There is no meaningful danger of an Armageddon between the West and Islam. But the defection of the US's temporary or even longer-term allies in the Muslim world further undermine the legitimacy of the US operation and strengthen the hand of those who are seeking to project it as a religious war. The operation plays into the hands of Islamic extremists, who - as Bin Laden's prepared broadcast illustrates - were clearly expecting it and see it as phase two of a plan. The more civilian casualties mount and the greater the humanitarian crisis on Afghanistan's borders, the more glamorous anti-American martyrdom will appear to Islamic militants across the world.

Marais must go

Those who dismiss the Democratic Alliance as irrelevant, or worse, need to ask themselves how well South Africa's parliamentary democracy would fare if the opposition comprised only the United Democratic Movement, the Pan Africanist Congress and the Freedom Front. It remains far short of winning state power, but the alliance is the closest thing we have to an effective opposition

So the war in the DA over whether to reinstate or remove Cape Town mayor Peter Marais is no sideshow. The alliance could split over the issue, or, more seriously, fatally compromise both its components in the eyes of the electorate.

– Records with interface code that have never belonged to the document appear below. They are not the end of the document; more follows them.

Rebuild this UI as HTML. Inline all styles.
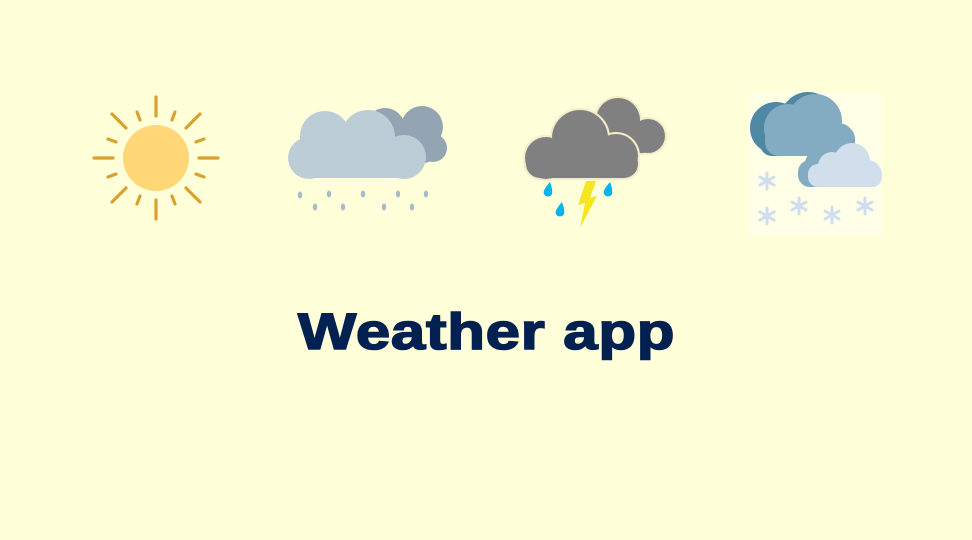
<!DOCTYPE html>
<html><head><meta charset="utf-8"><style>
html,body{margin:0;padding:0;width:972px;height:540px;background:#ffffd9;overflow:hidden}
svg{position:absolute;left:0;top:0}
h1{position:absolute;left:298px;top:306px;margin:0;font:bold 51px/1 "Liberation Sans",sans-serif;color:#022150;transform-origin:0 0;transform:scaleX(1.21);white-space:nowrap;letter-spacing:0.6px;-webkit-text-stroke:1.6px #022150}
</style></head><body>
<svg width="972" height="540" viewBox="0 0 972 540">
<!-- Sun -->
<g stroke="#daa12d" stroke-width="3.2" stroke-linecap="round">
<line x1="156" y1="97" x2="156" y2="116"/><line x1="156" y1="200" x2="156" y2="219"/>
<line x1="94" y1="158" x2="113" y2="158"/><line x1="199" y1="158" x2="218" y2="158"/>
<line x1="112" y1="114" x2="126" y2="128"/><line x1="186" y1="188" x2="200" y2="202"/>
<line x1="200" y1="114" x2="186" y2="128"/><line x1="126" y1="188" x2="112" y2="202"/>
<line x1="137" y1="112" x2="140" y2="120"/><line x1="175" y1="112" x2="172" y2="120"/>
<line x1="137" y1="204" x2="140" y2="196"/><line x1="175" y1="204" x2="172" y2="196"/>
<line x1="108" y1="139" x2="116" y2="142"/><line x1="108" y1="177" x2="116" y2="174"/>
<line x1="204" y1="139" x2="196" y2="142"/><line x1="204" y1="177" x2="196" y2="174"/>
</g>
<circle cx="156" cy="158" r="33" fill="#ffd776"/>
<!-- Rain cloud -->
<g fill="#93a4b2">
<circle cx="385" cy="128" r="20"/><circle cx="422" cy="127" r="21"/><circle cx="433" cy="148" r="14"/><rect x="372" y="130" width="62" height="33" rx="10"/>
</g>
<g fill="#bccdd8">
<circle cx="325" cy="136" r="25"/><circle cx="368" cy="137" r="27"/><circle cx="309" cy="158" r="21"/><circle cx="404" cy="157" r="22"/><rect x="295" y="145" width="120" height="33" rx="16"/>
</g>
<g fill="#a7bbc9">
<ellipse cx="300" cy="195" rx="2.2" ry="3.5"/><ellipse cx="329" cy="194" rx="2.2" ry="3.5"/><ellipse cx="363" cy="194" rx="2.2" ry="3.5"/><ellipse cx="398" cy="194" rx="2.2" ry="3.5"/><ellipse cx="426" cy="194" rx="2.2" ry="3.5"/>
<ellipse cx="315" cy="207" rx="2.2" ry="3.5"/><ellipse cx="343" cy="207" rx="2.2" ry="3.5"/><ellipse cx="384" cy="207" rx="2.2" ry="3.5"/><ellipse cx="412" cy="207" rx="2.2" ry="3.5"/>
</g>
<!-- Storm cloud back -->
<g fill="#808080" stroke="#f3ecc8" stroke-width="4">
<circle cx="618" cy="120" r="22"/><circle cx="648" cy="136" r="17"/><circle cx="598" cy="131" r="17"/><rect x="590" y="128" width="60" height="25" rx="8"/>
</g>
<g fill="#808080">
<circle cx="618" cy="120" r="22"/><circle cx="648" cy="136" r="17"/><circle cx="598" cy="131" r="17"/><rect x="590" y="128" width="60" height="25" rx="8"/>
</g>
<!-- Storm cloud front -->
<g fill="#808080" stroke="#f3ecc8" stroke-width="4">
<circle cx="546" cy="158" r="21"/><circle cx="580" cy="138" r="28"/><circle cx="616" cy="156" r="22"/><rect x="526" y="150" width="112" height="28" rx="14"/>
</g>
<g fill="#808080">
<circle cx="546" cy="158" r="21"/><circle cx="580" cy="138" r="28"/><circle cx="616" cy="156" r="22"/><rect x="526" y="150" width="112" height="28" rx="14"/>
</g>
<g fill="#00b4f0">
<path d="M550 182 q-8 9-6 12 a4.5 4.5 0 0 0 8 0 q1-4-2-12z"/>
<path d="M562 202 q-8 9-6 12 a4.5 4.5 0 0 0 8 0 q1-4-2-12z"/>
<path d="M610 182 q-8 9-6 12 a4.5 4.5 0 0 0 8 0 q1-4-2-12z"/>
</g>
<path d="M586 181 L596 181 L590 198 L597 196 L580 228 L585 203 L578 205 z" fill="#f6e620"/>
<!-- Snow -->
<rect x="748" y="92" width="134" height="143" fill="#fffff0" opacity="0.6"/>
<g fill="#4f88a5"><circle cx="776" cy="128" r="26"/><circle cx="808" cy="120" r="28"/><rect x="760" y="125" width="80" height="31" rx="12"/></g>
<g fill="#83abc2"><circle cx="788" cy="128" r="24"/><circle cx="815" cy="121" r="27"/><circle cx="838" cy="140" r="17"/><rect x="765" y="125" width="90" height="31" rx="14"/></g>
<g fill="#83abc2"><circle cx="820" cy="164" r="15"/><rect x="798" y="160" width="40" height="27" rx="12"/></g>
<g fill="#d1dfec"><circle cx="832" cy="166" r="14"/><circle cx="852" cy="161" r="18"/><circle cx="868" cy="173" r="13"/><rect x="808" y="164" width="74" height="23" rx="10"/></g>
<g stroke="#d0dcef" stroke-width="3" stroke-linecap="round">
<g transform="translate(767,181)"><line x1="0" y1="-8" x2="0" y2="8"/><line x1="-7" y1="-4" x2="7" y2="4"/><line x1="-7" y1="4" x2="7" y2="-4"/></g>
<g transform="translate(767,216)"><line x1="0" y1="-8" x2="0" y2="8"/><line x1="-7" y1="-4" x2="7" y2="4"/><line x1="-7" y1="4" x2="7" y2="-4"/></g>
<g transform="translate(799,206)"><line x1="0" y1="-8" x2="0" y2="8"/><line x1="-7" y1="-4" x2="7" y2="4"/><line x1="-7" y1="4" x2="7" y2="-4"/></g>
<g transform="translate(832,215)"><line x1="0" y1="-8" x2="0" y2="8"/><line x1="-7" y1="-4" x2="7" y2="4"/><line x1="-7" y1="4" x2="7" y2="-4"/></g>
<g transform="translate(865,206)"><line x1="0" y1="-8" x2="0" y2="8"/><line x1="-7" y1="-4" x2="7" y2="4"/><line x1="-7" y1="4" x2="7" y2="-4"/></g>
</g>
</svg>
<h1>Weather app</h1>
</body></html>
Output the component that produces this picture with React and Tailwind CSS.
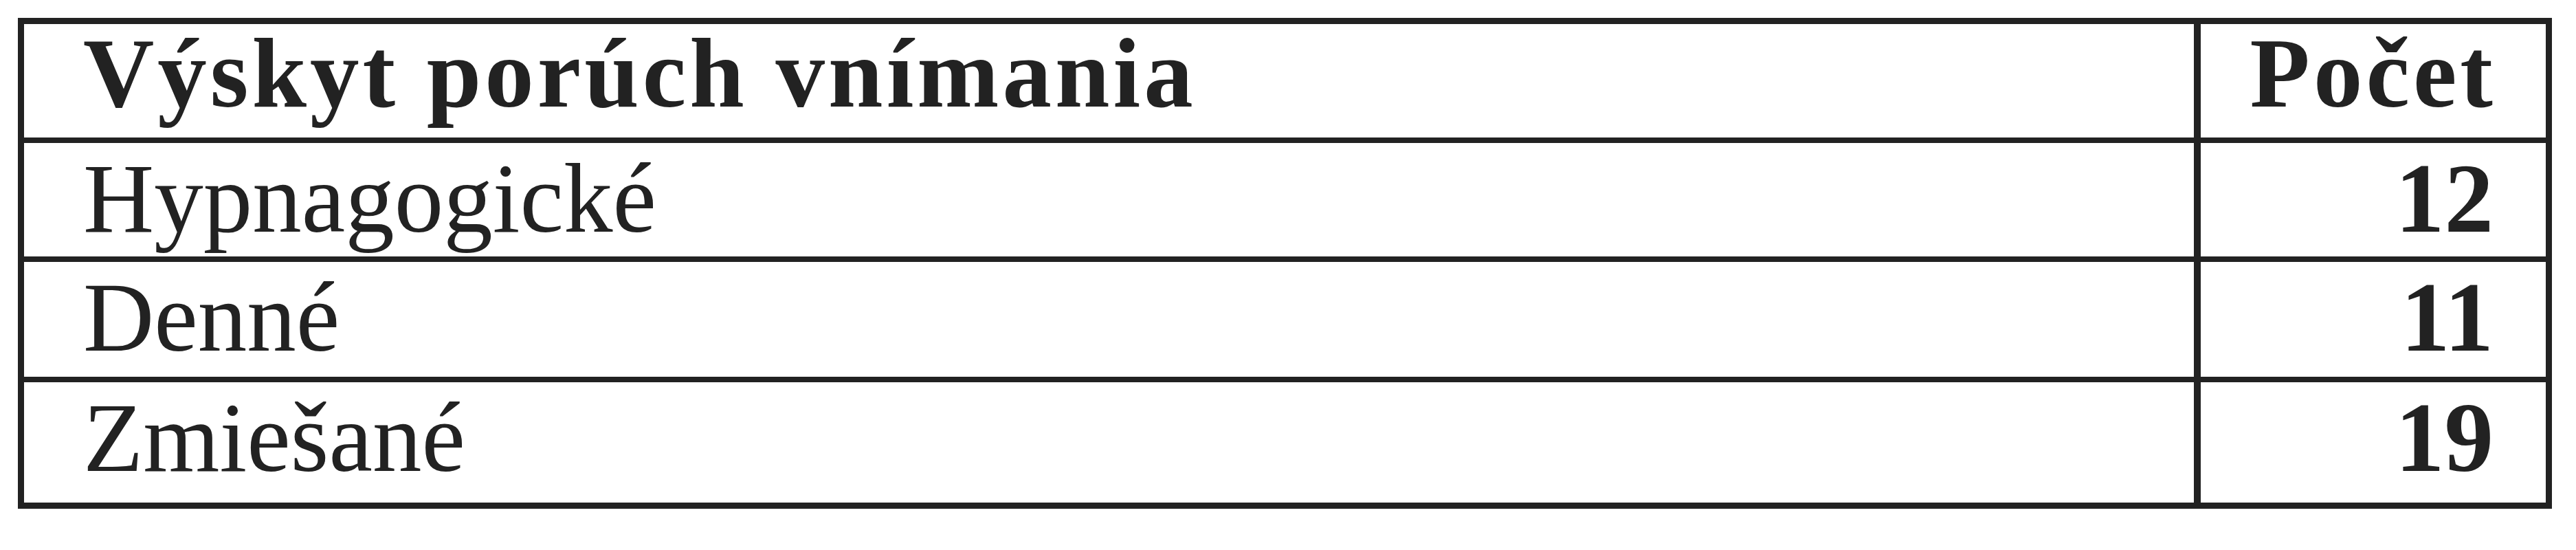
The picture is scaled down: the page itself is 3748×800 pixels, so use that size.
const rows = [
  { label: 'Hypnagogické', count: 12, h: 'h-[173px]' },
  { label: 'Denné', count: 11, h: 'h-[175px]' },
  { label: 'Zmiešané', count: 19, h: 'h-[183px]' },
];

export default function App() {
  return (
    <div className="w-[3748px] h-[800px] bg-white pt-[26px] pl-[26px] text-[#222]" style={{ fontFamily: '"Liberation Serif", "Times New Roman", serif' }}>
      <div className="w-[3687px] border-[9px] border-[#222] text-[143px] leading-[143px]">
        <div className="flex h-[165px]">
          <div className="flex-1 pl-[86px] pt-[1px] font-bold tracking-[5px]">Výskyt porúch vnímania</div>
          <div className="w-[512px] border-l-[10px] border-[#222] pr-[72px] pt-[1px] text-right font-bold tracking-[5px]">Počet</div>
        </div>
        {rows.map((r) => (
          <div key={r.label} className={`flex border-t-[8px] border-[#222] ${r.h}`}>
            <div className="flex-1 pl-[86px] pt-[10px]">{r.label}</div>
            <div className="w-[512px] border-l-[10px] border-[#222] pr-[76px] pt-[10px] text-right font-bold">{r.count}</div>
          </div>
        ))}
      </div>
    </div>
  );
}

Marais was told by DA leader Tony Leon to take a holiday following the vote-rigging scandal prompted by his determination to rename two Cape Town city centre streets. Leon took the view that, if there were serious doubts about a sitting mayor's ability to bring to his office minimal qualities of dignity, integrity, service and propriety, he should remain on holiday until doubts were removed.

Marais disagrees. What is more surprising, however, is that New National Party leaders who should know better, including Marthinus van Schalkwyk, are equivocating over Marais's actions, to the point of humouring him. The Western Cape coloured community from which Marais comes is the NNP's last stronghold. Behind Van Schalkwyk's stance lie concerns about maintaining that power base and securing his own position in the DA leadership.

It is a short-sighted strategy. Does Van Schalkwyk really believe the interests of NNP leaders will be served by endangering the alliance? Can he survive if the DA's professed liberal principles and claims to offer clean government are compromised? Can his lacklustre leadership manage without Leon's flamboyant charisma?

The weakness of the NNP's organisation, and its policy incoherence, were cruelly exposed at the last election. Appeasing Marais can only reinforce the impression that it has nothing to offer the electorate.

Hands off the Scorpions

The M&G has suggested that the arrest of African National Congress MP Tony Yengeni might be a diversionary tactic. Raids this week on companies and individuals linked to the corvettes component of the arms package indicate we were unfair. It seems prosecutions director Bulelani Ngcuka is doing his damnedest to conduct a proper investigation - and that he is encountering official obstruction and political pressure.

Our point is a simple one: the arms deal mess will get messier for the government if there are perceptions of a police cover-up. Ngcuka should be given every assistance, and left alone to do his job.